A somar às proezas da centena e meia a bordo, somou-se a eficiência e a rapidez de actuação das autoridades e de botes de todos os tamanhos. Os números são auto-explicativos: perante a iminência do afundamento do airbus, em apenas 24 minutos, 1200 pessoas mobilizaram-se para trazer os 155 para terra enxuta. A serenidade dos resgatados nas asas do avião é, por si só, digna de assombro, como se dessem por adquirido que, depois de rasarem a morte, a possibilidade de viver lhes tinha sido restituída.  

O testemunho dos passageiros ajuda a dar a noção do que ali esteve em causa. Um deles, Frederick Berreta, publicou um livro sobre o impacto do mini-voo na sua vida, intitulando-o de: «O voo da fé - O meu milagre no rio Hudson». Na net, há um manancial de informação com imagens e entrevistas de arquivo, algumas das melhores compiladas num artigo publicado no Observador (3).

Foi a partir desta matéria-base poderosa que Clint compôs, em filme, um hino ao heroísmo de protagonistas desconhecidos, só revelados nas situações extremas, espalhando o bem em redor. Recupera-se alguma fé no ser humano.  

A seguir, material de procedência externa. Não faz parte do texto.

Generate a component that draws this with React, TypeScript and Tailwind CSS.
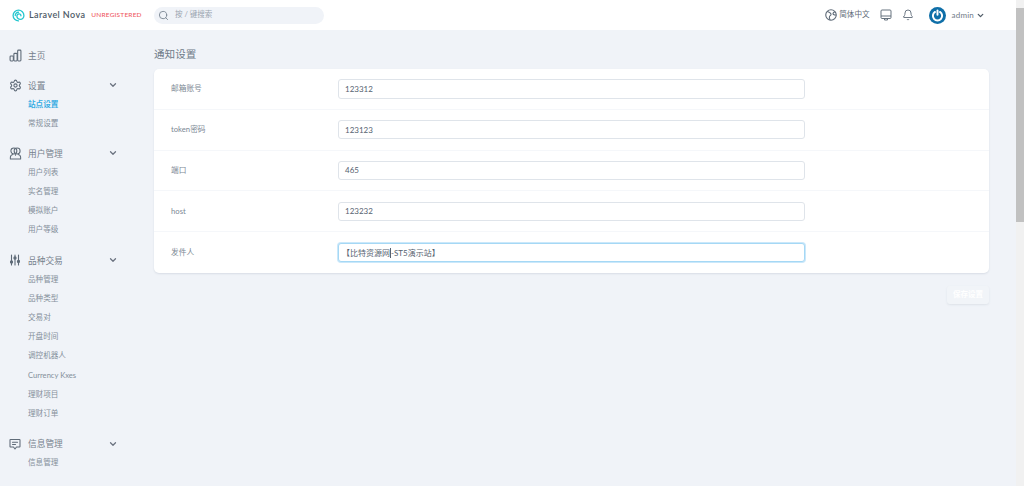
import { Bell, ChevronDown, Search, Settings } from "lucide-react";
import type { ReactNode } from "react";

const FONT = "[font-family:Lato,'Noto_Sans_CJK_SC',sans-serif]";

/* ---------- drawn icons ---------- */

function Logo() {
  return (
    <svg viewBox="0 0 24 24" className="h-[13px] w-[13px]" fill="none" stroke="#25c7cf" strokeWidth="2.400" strokeLinecap="round">
      <path d="M12 22a10 10 0 1 1 10-10c0 4-3 7-6.500 7S9 16.500 9 13.500 11 9 13 9s3.500 1.500 3.500 3.500" />
      <path d="M6 12c0-3.500 2.500-6 6-6" />
    </svg>
  );
}

function BarsIcon() {
  return (
    <svg viewBox="0 0 24 24" className="h-[13px] w-[13px]" fill="none" stroke="#5f6b78" strokeWidth="2">
      <rect x="2" y="13" width="6" height="9" rx="1.500" />
      <rect x="9" y="8" width="6" height="14" rx="1.500" />
      <rect x="16" y="2" width="6" height="20" rx="1.500" />
    </svg>
  );
}

function UsersIcon() {
  return (
    <svg viewBox="0 0 24 24" className="h-[13px] w-[13px]" fill="none" stroke="#5f6b78" strokeWidth="1.900" strokeLinecap="round" strokeLinejoin="round">
      <circle cx="9" cy="7.500" r="5.500" />
      <circle cx="15" cy="7.500" r="5.500" />
      <path d="M2.500 22v-2.500c0-3 2-5 4.500-5.500M21.500 22v-2.500c0-3-2-5-4.500-5.500M2.500 22h19M12 14v1" />
    </svg>
  );
}

function SlidersIcon() {
  return (
    <svg viewBox="0 0 20 24" className="h-[12px] w-[10px]" fill="#5f6b78" stroke="#5f6b78" strokeWidth="2.200" strokeLinecap="round">
      <path d="M3 2v20M10 2v20M17 2v20" />
      <circle cx="3" cy="16" r="2.200" />
      <circle cx="10" cy="8" r="2.200" />
      <circle cx="17" cy="15" r="2.200" />
    </svg>
  );
}

function MessageIcon() {
  return (
    <svg viewBox="0 0 24 24" className="h-[12px] w-[12px]" fill="none" stroke="#5f6b78" strokeWidth="2.100" strokeLinecap="round" strokeLinejoin="round">
      <path d="M3 3h18a1 1 0 0 1 1 1v13a1 1 0 0 1-1 1h-6l-3 4-3-4H3a1 1 0 0 1-1-1V4a1 1 0 0 1 1-1z" />
      <path d="M7 8.500h10M7 13h6" />
    </svg>
  );
}

function GlobeIcon() {
  return (
    <svg viewBox="0 0 24 24" className="h-[12px] w-[12px]" fill="none" stroke="#5f6b78" strokeWidth="2.200" strokeLinecap="round">
      <circle cx="12" cy="12" r="10.500" />
      <path d="M5 5c3 1 6 2 7 5s-2 3-3 5 0 4 1 6.500" />
      <path d="M20 6c-3 0-4 1-4 3s3 3 5.500 3" />
    </svg>
  );
}

function DisplayIcon() {
  return (
    <svg viewBox="0 0 24 24" className="h-[12px] w-[12px]" fill="none" stroke="#5f6b78" strokeWidth="1.900" strokeLinejoin="round">
      <rect x="2" y="2" width="20" height="17" rx="2" />
      <path d="M2 14h20M9 19v3h6v-3" />
    </svg>
  );
}

function PowerAvatar() {
  return (
    <svg viewBox="0 0 24 24" className="h-[17px] w-[17px]">
      <circle cx="12" cy="12" r="12" fill="#0f6fa8" />
      <path d="M8.500 7a6.500 6.500 0 1 0 7 0" fill="none" stroke="#fff" strokeWidth="2.800" strokeLinecap="round" />
      <path d="M12 5v6" stroke="#fff" strokeWidth="2.800" strokeLinecap="round" />
    </svg>
  );
}

/* ---------- sidebar ---------- */

const groups: { icon: ReactNode; title: string; items?: string[] }[] = [
  { icon: <BarsIcon />, title: "主页" },
  { icon: <Settings className="h-[13px] w-[13px] text-[#5f6b78]" strokeWidth={2} />, title: "设置", items: ["站点设置", "常规设置"] },
  { icon: <UsersIcon />, title: "用户管理", items: ["用户列表", "实名管理", "模拟账户", "用户等级"] },
  {
    icon: <SlidersIcon />,
    title: "品种交易",
    items: ["品种管理", "品种类型", "交易对", "开盘时间", "调控机器人", "Currency Kxes", "理财项目", "理财订单"],
  },
  { icon: <MessageIcon />, title: "信息管理", items: ["信息管理"] },
];

function Sidebar() {
  return (
    <aside className="flex w-[154px] shrink-0 flex-col gap-[10.800px] pt-[15.500px]">
      {groups.map((g) => (
        <div key={g.title}>
          <div className="flex h-[19.200px] items-center">
            <span className="flex w-[28px] justify-center pl-[2px]">{g.icon}</span>
            <span className="w-[80px] text-[8.700px] text-[#76818d]">{g.title}</span>
            {g.items && <ChevronDown className="h-[10px] w-[10px] text-[#6b7280]" strokeWidth={3} />}
          </div>
          {g.items?.map((it) => (
            <div
              key={it}
              className={`flex h-[19.200px] items-center pl-[28px] text-[7.600px] ${
                it === "站点设置" ? "font-bold text-[#35ace3]" : "text-[#848f9a]"
              }`}
            >
              {it}
            </div>
          ))}
        </div>
      ))}
    </aside>
  );
}

/* ---------- form ---------- */

const fields = [
  { label: "邮箱账号", value: "123312" },
  { label: "token密码", value: "123123" },
  { label: "端口", value: "465" },
  { label: "host", value: "123232" },
  { label: "发件人", value: "【比特资源网", rest: "-ST5演示站】", focus: true },
];

function Row({ label, value, rest, focus }: { label: string; value: string; rest?: string; focus?: boolean }) {
  return (
    <div className="flex h-[40.800px] items-center border-b border-[#f5f7fa] pl-[17px] last:border-b-0">
      <span className="w-[167px] text-[7.700px] text-[#7c8894]">{label}</span>
      <div
        className={`flex h-[19.500px] w-[467px] items-center rounded-[3px] border bg-white text-[8px] text-[#566270] ${
          focus ? "border-[#a5d8f5] pl-[3px] shadow-[0_0_0_1px_#cbe8fa]" : "border-[#dfe4ea] pl-[6px]"
        }`}
      >
        {value}
        {focus && <span className="h-[10px] w-px bg-[#566270]" />}
        {rest}
      </div>
    </div>
  );
}

export default function App() {
  return (
    <div className={`flex h-[486px] w-[1024px] overflow-hidden bg-[#f0f3f8] ${FONT}`}>
      <div className="flex w-[1016px] flex-col">
        <header className="flex h-[30px] shrink-0 items-center bg-white">
          <div className="flex w-[154px] items-center pl-[12px]">
            <Logo />
            <span className="ml-[4px] text-[9px] font-semibold tracking-[0.4px] text-[#4f5b67]">Laravel Nova</span>
            <span className="ml-[6px] text-[6.500px] font-medium tracking-[0.2px] text-[#ef5a5f]">UNREGISTERED</span>
          </div>
          <div className="flex h-[17px] w-[170px] items-center rounded-full bg-[#f0f3f8] pl-[4px]">
            <Search className="h-[11px] w-[11px] text-[#7c8894]" strokeWidth={2} />
            <span className="ml-[6px] text-[7.500px] text-[#9aa4af]">按 / 键搜索</span>
          </div>
          <div className="ml-auto flex items-center">
            <GlobeIcon />
            <span className="ml-[2.500px] text-[7.600px] text-[#5f6b78]">简体中文</span>
            <span className="ml-[10px]">
              <DisplayIcon />
            </span>
            <Bell className="ml-[10px] h-[12px] w-[12px] text-[#5f6b78]" strokeWidth={1.8} />
            <span className="ml-[15px]">
              <PowerAvatar />
            </span>
            <span className="ml-[6px] text-[8px] tracking-[0.2px] text-[#6f7b88]">admin</span>
            <ChevronDown className="ml-[2px] mr-[31px] h-[9px] w-[9px] text-[#4f5b67]" strokeWidth={3.5} />
          </div>
        </header>

        <div className="flex min-h-0 flex-1">
          <Sidebar />
          <main className="w-[835px]">
            <h1 className="mt-[17px] h-[22px] text-[10.600px] leading-[14px] text-[#6f7b88]">通知设置</h1>
            <section className="rounded-[5px] bg-white shadow-[0_1px_2px_rgba(120,135,155,0.2)]">
              {fields.map((f) => (
                <Row key={f.label} {...f} />
              ))}
            </section>
            <div className="mt-[13px] flex justify-end">
              <button className="h-[18px] w-[42px] rounded-[3px] bg-[#f1f4f8] text-[7.500px] font-bold text-white shadow-[0_1px_2px_rgba(120,135,155,0.15)]">
                保存设置
              </button>
            </div>
          </main>
        </div>
      </div>

      <div className="flex w-[8px] flex-col bg-[#f1f1f1]">
        <div className="mt-[8px] h-[214px] bg-[#c1c1c1]" />
      </div>
    </div>
  );
}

É também a América dos simples que entra em acção: certeiros a reconhecer os heróis, desde que surjam no radar dos media, são generosos a colaborar e a recordá-los.  

No filme, há ainda um explícito confronto com o lado sórdido de uma corporação – a entidade reguladora – aqui no seu pior, movida pelos interesses obscuros das seguradoras. Sempre o vil metal. Terão descido tão baixo? Ou a vantagem narrativa de arranjar um conflito urdido nos bastidores e dar um rosto ao mal foge à parte factual dos acontecimentos posteriores? Para a fluidez do argumento e a força da mensagem é, ainda assim, de somenos a maior ou menor veracidade desta luta desigual, em que Sully voltou a vencer, trazendo à tona novas riquezas da sua personalidade. 

https://www.youtube.com/watch?v=ecrhK_i2YA0

Entre os muitos fãs do filme, com críticos de cinema incluídos, é comum referir que o mérito do realizador é deixar a história contar-se a si própria, sem atrapalhar. Confirma-se a sorte que Hemingway também exaltava, por um homem bom lhe ter aparecido no livro. No filme, o bom homem ainda contagia uma multidão, para cima de um milhar, que tornou possível o êxito de uma operação de alto risco. Um feito histórico que uniu toda a América. 

Maria Zarco
(a  preparar o próximo gin tónico, para daqui a 2 semanas)
_____________
 (1) FICHA TÉCNICA

Título original: «Sully»
Título traduzido em Portugal: «Milagre no rio Hudson»
Realização: Clint Eastwood
Argumento: Todd Komarnicki, baseado no livro autobiográfico no piloto Chesley Sullenberger -- «Highest Duty: Highest duty: My search for what really matters».
Produzido por: Clint Eastwood, Frank Marshall, Allyn Stewart e Tim Moore
Banda Sonora: Christian Jacob; the Tierney Sutton Band
Duração: 96 min.
Ano:       2016
País: EUA

        Elenco:
Tom Hanks (Sully)
        Aaron Eckhart (co-piloto Jeff Skiles)
        Laura LinneY (a mulher de Sully)

        Local das filmagens: Nova Iorque /EUA

(2)  Citação no original: «There is nothing to writing. All you do is sit down at a typewriter and bleed».